Notable runners up – “Alien Isolation” (Christian Henson, Joe Henson, Alexis Smith), “The Sims 4” (Ilan Eshkeri)

About the winner – Let me first say that “Civilization” is an immensely entertaining, and grand score. As is “Destiny”, though there are large parts there that don’t appeal to me. Austin Wintory’s “The Banner Saga” is a restraint work compared to the other nominees. It’s much more intimate. Whilst “Civilization” has an instant appeal through its grand gestures, “The Banner Saga” is one that intruiges and possible requires more time to settle. Wintory takes the listener on a real journey (pun intended) with slightly off-kilter instrumentations and harmonies. My first reaction was ‘this is a bit odd’, followed by ‘I wonder where this is going’… It’s this road of discovery that Wintory takes you on, that makes his “Banner Saga” score a winner.


Composer of the Year

Portrait_hanszimmerHans Zimmer

Alexandre Desplat
James Newton Howard
Joel McNeely
Johan Johannsson
John Powell
Marco Beltrami

Notable runners up – Alan Silvestri, Frederik Wiedmann, Ilan Eshkeri

About the winner – I hated “The Amazing Spider-Man 2”, but then I adored “Interstellar”. ‘Composer of the year’ is about much more than liking someone’s work. Yes, I’m giving it to Zimmer off the back of “Interstellar”. That score, even away from the film, takes the listener on a journey. I personally went from being disappointed to being ecstatic, as each listen revealed something new. I also believe Zimmer may be pushing the sound of Hollywood in a new direction. It was him who gave us thundering drums, ostinato strings and that horn of doom; and now it’s him trying to move things along. Whether you like it or not, the man is a driving force in Tinsel Town. And whilst I don’t always agree with his musical choices, I believe “Interstellar” shows us a man who is willing to experiment, who is willing to push boundaries, who is willing to prove everyone wrong. And whilst I also don’t always agree with the ridiculous PR surrounding his soundtrack… it attracts a lot of attention to the geekdom that is filmmusic. And that attention is most welcome, as we can only benefit from it. It’s funny… Zimmer has become a bigger pop-star then when he actually was a pop-star.
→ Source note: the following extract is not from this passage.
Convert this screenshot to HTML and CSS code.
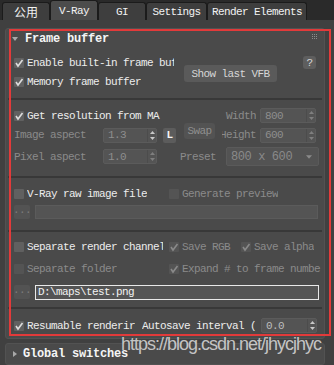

Look, I nearly picked Powell. He gave us only one score (correction: two scores), but this one feels like his magnum opus. A ridiculously awesome piece of work. One that brought a single, dignified tear to my eye. Alexandre Desplat would also have been an obvious winner, as he’s delivered several outstanding scores this year. The other nominees all produces top quality soundtracks this year. None will influence the sound of cinema as much as Zimmer’s will – I think.


Special Mentions

– “Anonymous Rejected Filmscore” (John Murphy) – For painstakingly putting together this private release of a lost score. Murphy’s unique guitar-driven style shines through, but there are some wonderful surprises for strings.
– “Coliseum” (Marc Timon Barcelo) – Harkening back to the days of Rozsa, mixed with more than a hint of modern filmscoring. A sterling effort for this live show.
– “The Hobbit: Battle of the Five Armies” (Howard Shore) – Not only the end of “The Hobbit”-trilogy, but also the end of a decade (and a half) spent in Middle Earth.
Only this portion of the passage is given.